**DIRECTIONS FOR THIS TASK:** Please, without the pictures, retype exactly the lines from the start of the material through the line that holds "Seg[]; n?: string;".
>> BEGIN DATA SHOWN
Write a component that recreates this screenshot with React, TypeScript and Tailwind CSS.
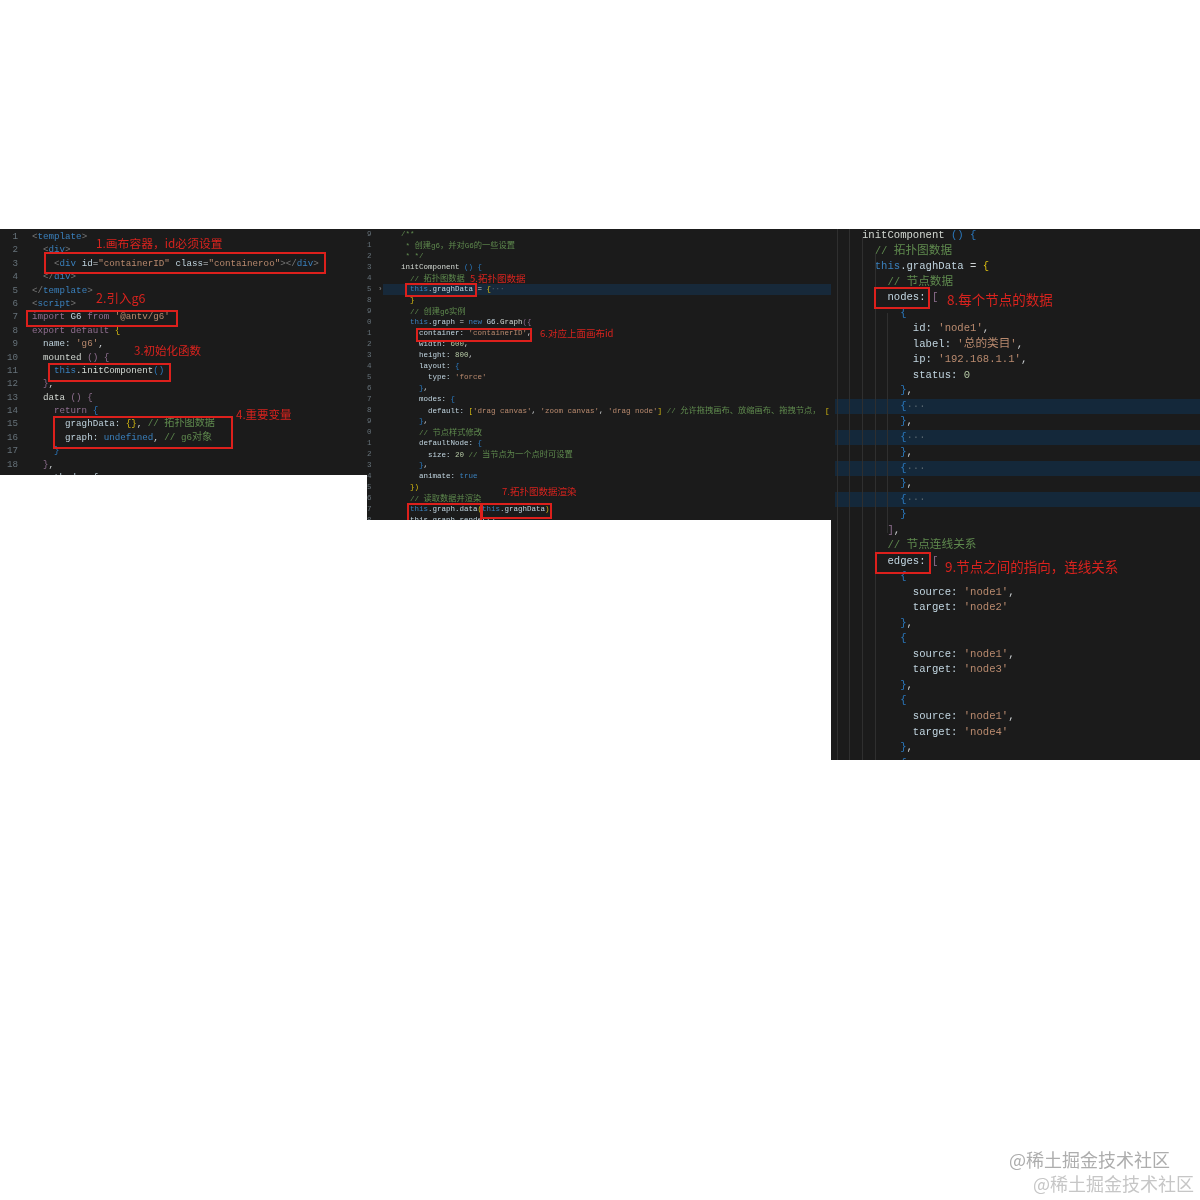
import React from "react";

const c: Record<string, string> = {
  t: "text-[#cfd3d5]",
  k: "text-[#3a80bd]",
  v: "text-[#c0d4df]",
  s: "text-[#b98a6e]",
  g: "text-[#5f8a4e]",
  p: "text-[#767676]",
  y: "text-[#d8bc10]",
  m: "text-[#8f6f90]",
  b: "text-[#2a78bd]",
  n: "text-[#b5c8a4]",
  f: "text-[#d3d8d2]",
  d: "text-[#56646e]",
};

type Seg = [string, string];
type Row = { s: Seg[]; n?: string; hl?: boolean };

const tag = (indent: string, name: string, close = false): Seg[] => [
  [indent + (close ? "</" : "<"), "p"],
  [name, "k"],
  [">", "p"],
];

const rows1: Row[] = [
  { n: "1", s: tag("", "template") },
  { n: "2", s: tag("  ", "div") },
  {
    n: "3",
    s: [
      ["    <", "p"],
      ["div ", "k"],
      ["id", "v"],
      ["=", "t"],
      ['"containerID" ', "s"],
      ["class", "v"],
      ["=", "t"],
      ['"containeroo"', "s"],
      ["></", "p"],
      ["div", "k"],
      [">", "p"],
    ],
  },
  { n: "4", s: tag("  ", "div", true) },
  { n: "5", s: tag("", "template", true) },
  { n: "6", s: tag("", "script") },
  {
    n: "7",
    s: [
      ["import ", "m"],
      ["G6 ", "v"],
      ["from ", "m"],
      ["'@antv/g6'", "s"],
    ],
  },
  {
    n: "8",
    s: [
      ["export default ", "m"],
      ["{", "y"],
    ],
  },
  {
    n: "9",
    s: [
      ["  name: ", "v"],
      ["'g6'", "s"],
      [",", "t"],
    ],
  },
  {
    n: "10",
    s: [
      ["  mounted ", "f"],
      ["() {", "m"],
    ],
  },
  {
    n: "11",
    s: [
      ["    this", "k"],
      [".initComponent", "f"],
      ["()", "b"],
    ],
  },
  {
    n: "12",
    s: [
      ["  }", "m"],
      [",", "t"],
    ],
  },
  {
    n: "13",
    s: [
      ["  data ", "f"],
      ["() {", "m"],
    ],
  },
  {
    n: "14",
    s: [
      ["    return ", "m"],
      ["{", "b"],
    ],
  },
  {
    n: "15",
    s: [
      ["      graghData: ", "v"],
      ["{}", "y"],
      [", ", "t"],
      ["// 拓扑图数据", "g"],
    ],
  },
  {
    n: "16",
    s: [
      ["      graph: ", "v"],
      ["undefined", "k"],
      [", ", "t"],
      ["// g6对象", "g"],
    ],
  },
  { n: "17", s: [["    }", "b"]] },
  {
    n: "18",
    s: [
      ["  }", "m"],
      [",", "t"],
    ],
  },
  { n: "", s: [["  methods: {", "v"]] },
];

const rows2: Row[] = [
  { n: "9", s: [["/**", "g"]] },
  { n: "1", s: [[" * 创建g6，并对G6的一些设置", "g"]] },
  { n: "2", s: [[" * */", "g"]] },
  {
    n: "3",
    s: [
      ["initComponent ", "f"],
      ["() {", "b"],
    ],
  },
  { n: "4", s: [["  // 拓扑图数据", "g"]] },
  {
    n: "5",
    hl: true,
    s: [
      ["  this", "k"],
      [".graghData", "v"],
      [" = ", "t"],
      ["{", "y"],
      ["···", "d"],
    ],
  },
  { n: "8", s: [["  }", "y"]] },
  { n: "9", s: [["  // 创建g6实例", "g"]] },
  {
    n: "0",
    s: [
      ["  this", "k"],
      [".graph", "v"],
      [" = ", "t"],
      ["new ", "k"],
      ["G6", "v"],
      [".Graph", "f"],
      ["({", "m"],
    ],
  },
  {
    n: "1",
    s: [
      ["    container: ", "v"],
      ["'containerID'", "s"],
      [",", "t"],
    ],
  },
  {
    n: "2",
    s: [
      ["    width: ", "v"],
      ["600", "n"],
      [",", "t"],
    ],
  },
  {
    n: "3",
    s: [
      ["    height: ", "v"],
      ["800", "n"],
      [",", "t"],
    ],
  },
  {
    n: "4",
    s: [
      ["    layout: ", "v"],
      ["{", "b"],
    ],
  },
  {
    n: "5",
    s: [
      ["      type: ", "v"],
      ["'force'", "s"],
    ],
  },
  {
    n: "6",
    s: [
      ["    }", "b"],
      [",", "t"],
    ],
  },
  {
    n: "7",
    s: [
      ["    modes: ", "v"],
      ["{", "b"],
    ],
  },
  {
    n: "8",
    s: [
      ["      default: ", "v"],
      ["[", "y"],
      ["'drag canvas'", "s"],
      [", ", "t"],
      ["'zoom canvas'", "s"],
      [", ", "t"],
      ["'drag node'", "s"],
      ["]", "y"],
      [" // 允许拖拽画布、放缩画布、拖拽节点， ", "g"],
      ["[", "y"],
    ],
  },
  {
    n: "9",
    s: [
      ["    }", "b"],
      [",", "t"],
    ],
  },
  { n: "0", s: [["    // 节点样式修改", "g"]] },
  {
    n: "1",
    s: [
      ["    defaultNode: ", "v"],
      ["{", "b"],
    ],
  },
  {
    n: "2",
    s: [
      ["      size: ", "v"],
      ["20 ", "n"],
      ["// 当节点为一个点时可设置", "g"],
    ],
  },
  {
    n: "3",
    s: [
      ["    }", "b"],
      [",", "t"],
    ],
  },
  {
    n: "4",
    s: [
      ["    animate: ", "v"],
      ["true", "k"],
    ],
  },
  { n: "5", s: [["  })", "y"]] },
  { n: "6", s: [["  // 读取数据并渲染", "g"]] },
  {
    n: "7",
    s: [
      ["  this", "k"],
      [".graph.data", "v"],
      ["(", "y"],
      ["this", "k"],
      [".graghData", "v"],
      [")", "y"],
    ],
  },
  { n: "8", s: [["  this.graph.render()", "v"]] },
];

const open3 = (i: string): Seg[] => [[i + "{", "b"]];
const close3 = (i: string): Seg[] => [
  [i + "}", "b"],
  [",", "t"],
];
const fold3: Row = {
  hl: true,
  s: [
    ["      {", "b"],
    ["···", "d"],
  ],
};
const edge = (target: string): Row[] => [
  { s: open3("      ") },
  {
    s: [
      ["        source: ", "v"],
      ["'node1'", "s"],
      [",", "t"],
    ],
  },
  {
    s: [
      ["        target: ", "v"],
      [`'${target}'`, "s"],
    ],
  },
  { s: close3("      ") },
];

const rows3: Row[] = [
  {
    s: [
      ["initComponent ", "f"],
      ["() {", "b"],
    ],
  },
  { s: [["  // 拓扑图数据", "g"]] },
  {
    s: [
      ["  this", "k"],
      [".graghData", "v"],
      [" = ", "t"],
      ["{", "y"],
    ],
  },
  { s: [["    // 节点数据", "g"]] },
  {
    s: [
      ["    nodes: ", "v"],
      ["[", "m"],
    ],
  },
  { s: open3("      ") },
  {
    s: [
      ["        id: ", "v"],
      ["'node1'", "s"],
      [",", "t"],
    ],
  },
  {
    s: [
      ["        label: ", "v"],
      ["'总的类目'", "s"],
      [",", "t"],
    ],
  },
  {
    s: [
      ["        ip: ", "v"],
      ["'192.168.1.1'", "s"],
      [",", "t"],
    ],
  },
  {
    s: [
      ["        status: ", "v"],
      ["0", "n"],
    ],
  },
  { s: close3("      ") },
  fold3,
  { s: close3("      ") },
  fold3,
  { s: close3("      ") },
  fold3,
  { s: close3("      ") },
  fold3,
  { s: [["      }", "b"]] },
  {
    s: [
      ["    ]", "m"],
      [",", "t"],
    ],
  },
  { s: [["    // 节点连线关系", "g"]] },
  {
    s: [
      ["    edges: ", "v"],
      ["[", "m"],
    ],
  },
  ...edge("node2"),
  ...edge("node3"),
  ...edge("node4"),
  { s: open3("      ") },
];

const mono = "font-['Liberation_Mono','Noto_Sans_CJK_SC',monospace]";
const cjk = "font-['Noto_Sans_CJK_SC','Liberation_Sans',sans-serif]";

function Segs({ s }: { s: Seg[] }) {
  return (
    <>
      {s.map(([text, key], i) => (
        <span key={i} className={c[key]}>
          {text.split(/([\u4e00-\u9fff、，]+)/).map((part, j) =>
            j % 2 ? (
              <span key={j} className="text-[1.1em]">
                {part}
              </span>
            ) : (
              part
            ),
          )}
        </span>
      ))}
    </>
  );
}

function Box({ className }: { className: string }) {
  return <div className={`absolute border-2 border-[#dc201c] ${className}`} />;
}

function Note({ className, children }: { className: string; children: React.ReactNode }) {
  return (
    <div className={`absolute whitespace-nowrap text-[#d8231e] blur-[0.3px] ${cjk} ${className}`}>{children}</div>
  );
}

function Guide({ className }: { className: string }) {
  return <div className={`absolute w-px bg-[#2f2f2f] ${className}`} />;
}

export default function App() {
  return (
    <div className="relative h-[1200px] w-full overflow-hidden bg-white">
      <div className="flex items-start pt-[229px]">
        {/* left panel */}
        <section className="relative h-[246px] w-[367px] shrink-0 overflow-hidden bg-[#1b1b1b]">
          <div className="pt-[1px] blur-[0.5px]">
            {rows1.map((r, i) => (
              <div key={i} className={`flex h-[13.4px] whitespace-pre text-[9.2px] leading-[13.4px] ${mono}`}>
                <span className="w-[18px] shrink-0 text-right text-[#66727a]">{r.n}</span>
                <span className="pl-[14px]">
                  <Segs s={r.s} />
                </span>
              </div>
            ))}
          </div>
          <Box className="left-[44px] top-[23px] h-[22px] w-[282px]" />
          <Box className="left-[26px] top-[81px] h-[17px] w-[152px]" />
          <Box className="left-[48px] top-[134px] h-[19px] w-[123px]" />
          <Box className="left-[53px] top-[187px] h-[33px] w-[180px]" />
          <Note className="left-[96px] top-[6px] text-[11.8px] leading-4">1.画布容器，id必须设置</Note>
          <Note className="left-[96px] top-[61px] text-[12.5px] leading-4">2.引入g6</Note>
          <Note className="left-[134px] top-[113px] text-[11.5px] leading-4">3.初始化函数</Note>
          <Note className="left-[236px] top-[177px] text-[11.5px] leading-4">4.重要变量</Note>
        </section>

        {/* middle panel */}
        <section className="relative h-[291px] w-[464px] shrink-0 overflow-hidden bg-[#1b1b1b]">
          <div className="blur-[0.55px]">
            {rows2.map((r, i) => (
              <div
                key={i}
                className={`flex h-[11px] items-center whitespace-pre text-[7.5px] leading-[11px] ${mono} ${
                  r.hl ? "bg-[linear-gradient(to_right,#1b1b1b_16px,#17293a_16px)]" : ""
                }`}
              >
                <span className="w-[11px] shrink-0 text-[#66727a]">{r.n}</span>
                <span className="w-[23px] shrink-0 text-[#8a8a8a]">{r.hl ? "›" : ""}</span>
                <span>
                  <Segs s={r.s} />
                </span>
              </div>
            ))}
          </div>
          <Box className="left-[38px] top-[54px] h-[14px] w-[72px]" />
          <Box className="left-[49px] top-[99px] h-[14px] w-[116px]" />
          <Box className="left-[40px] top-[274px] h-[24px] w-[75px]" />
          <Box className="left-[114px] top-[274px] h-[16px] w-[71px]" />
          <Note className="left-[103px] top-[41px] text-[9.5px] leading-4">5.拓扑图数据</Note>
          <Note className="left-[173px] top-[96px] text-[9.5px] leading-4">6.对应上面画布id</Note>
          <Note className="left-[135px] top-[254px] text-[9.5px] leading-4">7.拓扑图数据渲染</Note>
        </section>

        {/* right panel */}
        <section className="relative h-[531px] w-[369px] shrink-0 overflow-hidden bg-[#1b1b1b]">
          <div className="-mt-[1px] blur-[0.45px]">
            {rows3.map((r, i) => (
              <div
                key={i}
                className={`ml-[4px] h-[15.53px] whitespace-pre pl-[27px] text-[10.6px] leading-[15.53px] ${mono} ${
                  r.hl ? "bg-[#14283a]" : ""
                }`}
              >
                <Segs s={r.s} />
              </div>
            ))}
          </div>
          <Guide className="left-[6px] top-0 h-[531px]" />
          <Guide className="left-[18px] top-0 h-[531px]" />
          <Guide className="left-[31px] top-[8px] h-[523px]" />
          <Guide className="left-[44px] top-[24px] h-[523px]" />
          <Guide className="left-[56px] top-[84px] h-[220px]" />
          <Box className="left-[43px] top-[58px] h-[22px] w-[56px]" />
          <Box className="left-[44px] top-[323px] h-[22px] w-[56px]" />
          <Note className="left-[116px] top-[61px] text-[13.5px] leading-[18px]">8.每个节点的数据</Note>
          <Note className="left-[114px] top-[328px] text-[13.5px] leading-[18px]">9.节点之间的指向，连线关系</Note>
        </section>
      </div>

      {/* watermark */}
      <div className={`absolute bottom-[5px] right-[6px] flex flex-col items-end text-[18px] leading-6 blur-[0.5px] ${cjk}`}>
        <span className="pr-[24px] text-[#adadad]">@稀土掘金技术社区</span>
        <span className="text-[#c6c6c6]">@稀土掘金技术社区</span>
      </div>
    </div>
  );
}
>> END DATA SHOWN
**TASK ANSWER:**
Write a component that recreates this screenshot with React, TypeScript and Tailwind CSS.
import React from "react";

const c: Record<string, string> = {
  t: "text-[#cfd3d5]",
  k: "text-[#3a80bd]",
  v: "text-[#c0d4df]",
  s: "text-[#b98a6e]",
  g: "text-[#5f8a4e]",
  p: "text-[#767676]",
  y: "text-[#d8bc10]",
  m: "text-[#8f6f90]",
  b: "text-[#2a78bd]",
  n: "text-[#b5c8a4]",
  f: "text-[#d3d8d2]",
  d: "text-[#56646e]",
};

type Seg = [string, string];
type Row = { s: Seg[]; n?: string; hl?: boolean };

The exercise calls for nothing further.